======== The input ========

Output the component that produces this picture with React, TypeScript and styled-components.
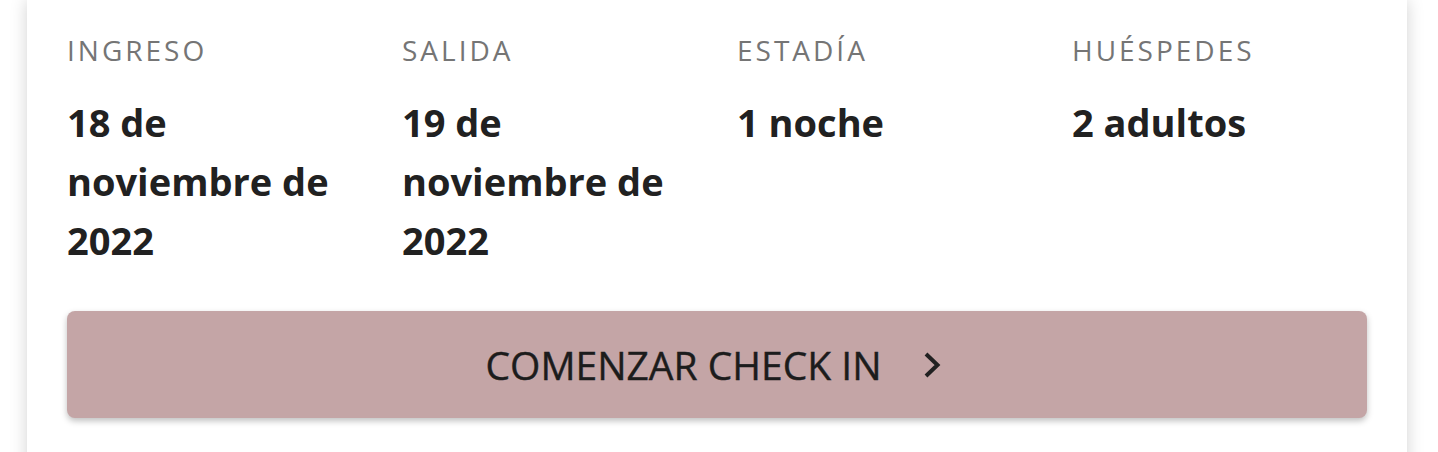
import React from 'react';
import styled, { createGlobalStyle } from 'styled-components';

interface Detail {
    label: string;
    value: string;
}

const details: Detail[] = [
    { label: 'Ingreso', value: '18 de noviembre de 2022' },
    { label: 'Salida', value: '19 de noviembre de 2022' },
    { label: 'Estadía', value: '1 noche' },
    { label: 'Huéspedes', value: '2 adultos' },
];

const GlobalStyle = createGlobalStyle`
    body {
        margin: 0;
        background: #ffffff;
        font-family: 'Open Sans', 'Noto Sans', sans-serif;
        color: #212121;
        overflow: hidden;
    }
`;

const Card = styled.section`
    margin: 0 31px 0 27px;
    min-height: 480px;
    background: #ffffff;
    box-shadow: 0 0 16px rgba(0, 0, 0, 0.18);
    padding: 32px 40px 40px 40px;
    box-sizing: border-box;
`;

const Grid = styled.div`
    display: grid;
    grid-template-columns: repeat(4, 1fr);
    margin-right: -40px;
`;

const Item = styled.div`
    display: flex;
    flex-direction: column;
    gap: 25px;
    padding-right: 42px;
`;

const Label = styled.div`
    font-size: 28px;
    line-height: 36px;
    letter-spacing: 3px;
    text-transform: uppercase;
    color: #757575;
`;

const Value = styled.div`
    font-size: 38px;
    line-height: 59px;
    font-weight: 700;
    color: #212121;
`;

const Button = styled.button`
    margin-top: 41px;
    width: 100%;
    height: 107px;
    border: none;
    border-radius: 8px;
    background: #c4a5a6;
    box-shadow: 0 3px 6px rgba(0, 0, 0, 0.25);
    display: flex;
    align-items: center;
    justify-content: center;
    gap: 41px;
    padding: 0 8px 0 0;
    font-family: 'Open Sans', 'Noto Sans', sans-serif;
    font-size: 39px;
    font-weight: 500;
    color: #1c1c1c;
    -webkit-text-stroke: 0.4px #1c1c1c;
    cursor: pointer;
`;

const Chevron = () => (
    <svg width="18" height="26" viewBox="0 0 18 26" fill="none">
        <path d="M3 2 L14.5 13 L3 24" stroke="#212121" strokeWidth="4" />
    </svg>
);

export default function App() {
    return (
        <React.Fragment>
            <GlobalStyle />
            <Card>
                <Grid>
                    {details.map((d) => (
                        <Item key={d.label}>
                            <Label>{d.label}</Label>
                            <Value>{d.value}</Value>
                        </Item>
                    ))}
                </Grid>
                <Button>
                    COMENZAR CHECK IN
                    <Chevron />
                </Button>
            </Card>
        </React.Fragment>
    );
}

========
======== The input ========

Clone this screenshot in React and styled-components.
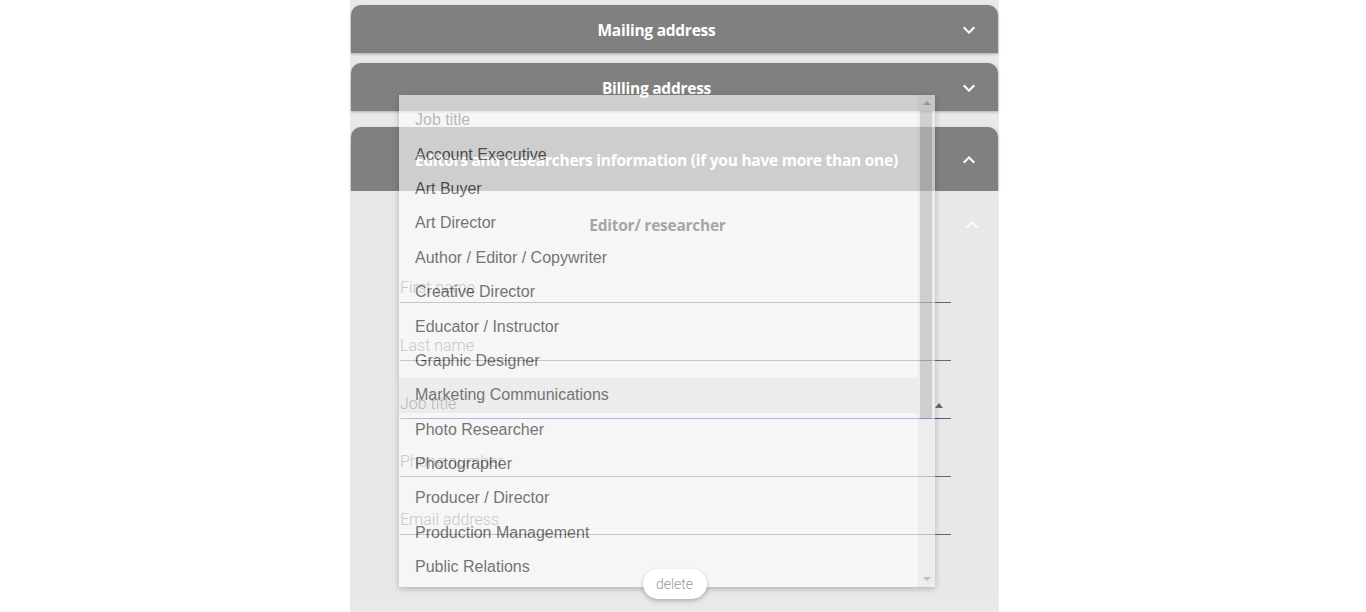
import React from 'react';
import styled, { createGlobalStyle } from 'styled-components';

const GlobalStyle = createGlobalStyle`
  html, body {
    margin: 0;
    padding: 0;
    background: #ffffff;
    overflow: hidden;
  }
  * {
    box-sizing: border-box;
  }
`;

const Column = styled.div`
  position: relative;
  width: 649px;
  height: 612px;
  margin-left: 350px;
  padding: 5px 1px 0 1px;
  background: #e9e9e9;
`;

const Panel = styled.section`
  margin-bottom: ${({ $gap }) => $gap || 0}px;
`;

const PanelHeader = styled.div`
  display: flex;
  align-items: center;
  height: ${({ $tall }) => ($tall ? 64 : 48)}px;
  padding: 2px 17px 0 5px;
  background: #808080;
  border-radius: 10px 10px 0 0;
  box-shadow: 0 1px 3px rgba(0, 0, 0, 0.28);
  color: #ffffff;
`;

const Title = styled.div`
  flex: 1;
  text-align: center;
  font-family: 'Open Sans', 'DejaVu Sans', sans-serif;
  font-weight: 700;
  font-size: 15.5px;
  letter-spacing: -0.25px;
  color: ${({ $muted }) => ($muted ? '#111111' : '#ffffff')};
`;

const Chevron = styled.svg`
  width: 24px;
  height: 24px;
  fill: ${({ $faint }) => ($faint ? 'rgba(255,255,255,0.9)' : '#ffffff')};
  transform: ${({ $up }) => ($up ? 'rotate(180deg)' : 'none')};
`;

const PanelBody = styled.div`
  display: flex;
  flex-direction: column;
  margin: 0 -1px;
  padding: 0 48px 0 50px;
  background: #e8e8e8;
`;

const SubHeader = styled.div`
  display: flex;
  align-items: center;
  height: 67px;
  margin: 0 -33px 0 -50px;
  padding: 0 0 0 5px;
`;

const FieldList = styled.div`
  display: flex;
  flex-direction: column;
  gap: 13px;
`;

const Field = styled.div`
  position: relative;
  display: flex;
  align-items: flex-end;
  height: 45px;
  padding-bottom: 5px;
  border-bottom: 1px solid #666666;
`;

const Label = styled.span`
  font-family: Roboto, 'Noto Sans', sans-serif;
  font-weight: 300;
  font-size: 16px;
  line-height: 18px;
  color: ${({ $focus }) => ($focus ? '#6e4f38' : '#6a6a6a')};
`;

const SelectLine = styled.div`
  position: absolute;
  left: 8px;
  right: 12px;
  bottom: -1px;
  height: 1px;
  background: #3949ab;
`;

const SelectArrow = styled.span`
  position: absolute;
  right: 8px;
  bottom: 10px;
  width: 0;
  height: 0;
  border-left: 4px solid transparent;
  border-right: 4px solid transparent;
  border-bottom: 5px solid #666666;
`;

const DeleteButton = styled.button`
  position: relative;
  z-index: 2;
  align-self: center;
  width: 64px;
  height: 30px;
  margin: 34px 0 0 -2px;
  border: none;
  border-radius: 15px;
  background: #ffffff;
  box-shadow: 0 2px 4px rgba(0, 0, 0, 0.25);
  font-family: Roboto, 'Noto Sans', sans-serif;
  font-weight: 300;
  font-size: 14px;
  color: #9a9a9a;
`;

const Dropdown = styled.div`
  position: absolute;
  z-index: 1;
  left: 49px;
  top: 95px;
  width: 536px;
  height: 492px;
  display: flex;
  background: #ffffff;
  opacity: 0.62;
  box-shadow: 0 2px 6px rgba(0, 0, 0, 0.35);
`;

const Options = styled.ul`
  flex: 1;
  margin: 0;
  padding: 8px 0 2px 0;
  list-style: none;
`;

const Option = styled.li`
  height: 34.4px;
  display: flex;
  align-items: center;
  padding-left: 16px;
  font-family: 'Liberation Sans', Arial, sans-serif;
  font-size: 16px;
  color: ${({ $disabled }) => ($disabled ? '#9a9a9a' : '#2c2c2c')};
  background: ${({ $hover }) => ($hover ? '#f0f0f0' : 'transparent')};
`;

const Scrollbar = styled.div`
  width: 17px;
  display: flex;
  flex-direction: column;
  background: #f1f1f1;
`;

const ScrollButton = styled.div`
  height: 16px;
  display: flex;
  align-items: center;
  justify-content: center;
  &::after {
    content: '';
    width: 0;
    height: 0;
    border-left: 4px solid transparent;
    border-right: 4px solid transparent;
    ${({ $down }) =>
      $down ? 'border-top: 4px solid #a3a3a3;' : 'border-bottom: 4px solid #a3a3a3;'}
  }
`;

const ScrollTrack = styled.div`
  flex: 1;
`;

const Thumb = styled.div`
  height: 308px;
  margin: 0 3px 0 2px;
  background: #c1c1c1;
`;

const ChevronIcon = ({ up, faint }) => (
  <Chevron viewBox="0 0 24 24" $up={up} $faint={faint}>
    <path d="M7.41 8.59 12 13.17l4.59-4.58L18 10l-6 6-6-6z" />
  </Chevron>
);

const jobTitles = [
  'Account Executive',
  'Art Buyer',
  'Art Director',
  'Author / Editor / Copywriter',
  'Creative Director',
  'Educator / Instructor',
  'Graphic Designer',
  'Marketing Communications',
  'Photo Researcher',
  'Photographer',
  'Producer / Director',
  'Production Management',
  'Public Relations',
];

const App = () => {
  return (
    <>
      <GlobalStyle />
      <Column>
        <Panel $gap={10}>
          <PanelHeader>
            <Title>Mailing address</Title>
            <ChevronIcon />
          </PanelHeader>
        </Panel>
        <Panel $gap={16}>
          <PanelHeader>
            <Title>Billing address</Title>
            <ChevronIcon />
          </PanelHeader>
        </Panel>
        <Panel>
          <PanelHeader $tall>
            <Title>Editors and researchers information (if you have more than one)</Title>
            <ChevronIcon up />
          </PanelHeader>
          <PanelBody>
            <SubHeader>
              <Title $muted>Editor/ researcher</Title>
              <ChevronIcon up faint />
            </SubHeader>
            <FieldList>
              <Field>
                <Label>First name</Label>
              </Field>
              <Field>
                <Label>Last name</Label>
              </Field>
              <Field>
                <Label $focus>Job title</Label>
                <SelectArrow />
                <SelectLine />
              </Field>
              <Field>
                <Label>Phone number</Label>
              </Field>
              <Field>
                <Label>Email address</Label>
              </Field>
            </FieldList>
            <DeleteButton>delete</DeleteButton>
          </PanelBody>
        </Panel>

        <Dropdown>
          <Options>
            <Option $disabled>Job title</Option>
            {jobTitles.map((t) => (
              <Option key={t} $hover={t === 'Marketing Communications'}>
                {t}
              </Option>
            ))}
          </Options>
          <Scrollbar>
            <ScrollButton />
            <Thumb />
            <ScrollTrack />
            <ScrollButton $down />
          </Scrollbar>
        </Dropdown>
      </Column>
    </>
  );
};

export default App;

========

## [Task brief]
Select all lines with the word "components" from the entries above.

## [Worked solution]
Output the component that produces this picture with React, TypeScript and styled-components.
import styled, { createGlobalStyle } from 'styled-components';
Clone this screenshot in React and styled-components.
import styled, { createGlobalStyle } from 'styled-components';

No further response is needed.